Two New Zealanders winning medals in the one race, and stopping to smile and shake hands with the silver medallist.

A Native American (Billy Mills, or Tamakoce Te'Hila) winning a track gold medal. 

A gymnast from Mongolia, like Yadamsurengiin Tuyaa, being able to represent her own country.

The winner of the marathon, having run 26 miles and 385 yards in a tad over 2 hours 12 minutes, doing calisthenics after crossing the finish line, as Ethiopia's Abebe Bilika did.

Face masks yes, but nose clamps? Unlikely. US breaststroker 
Chet Jastremski.

A crowded yacht tender after New Zealanders Helmer Pedersen and Earle Wells won gold.

An Olympic Village wedding: Bulgarian athletes Nikolai Prodanov and Diana Yorgova tie the knot in the first wedding inside an Athletes' Village, conducted in front of the Olympic flag in the traditional Japanese style by a Shinto priest.

Kissing teammates: Above 
Soviet kayakers Andriy Khimich and Stepan Oshchepov get into a passionate hug and kiss, and below Italian cyclists celebrate.
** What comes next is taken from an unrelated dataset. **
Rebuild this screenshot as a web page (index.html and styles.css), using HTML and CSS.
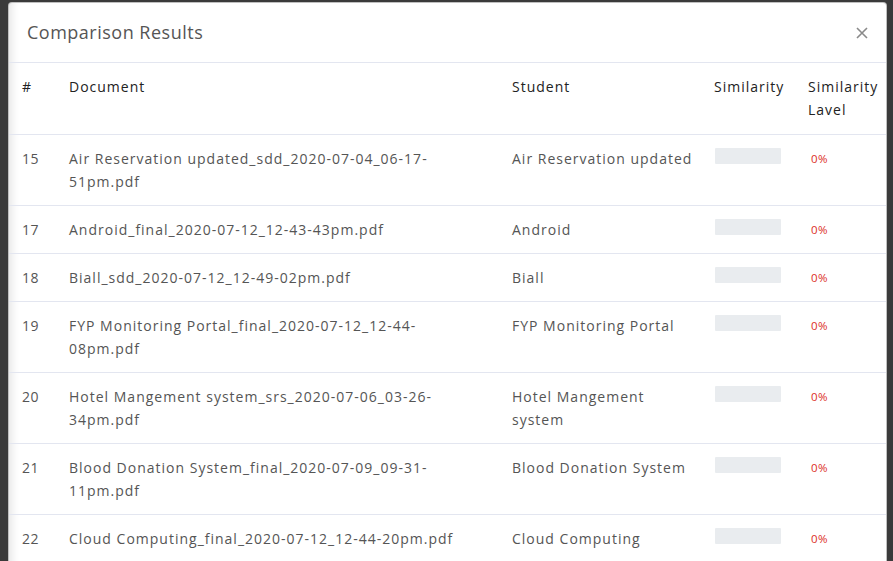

And, afterwards, you definitely won't see an Olympic movie poster which makes this sexist claim!:

3 comments:

David Lawrence said...

Vintage Robert Messenger!

Bill M said...

The Olympics this time will look like the empty press box of 1964.
Great reporting Robert.

John Cooper said...

The "second" greatest motion picture of our time? I'm missing something!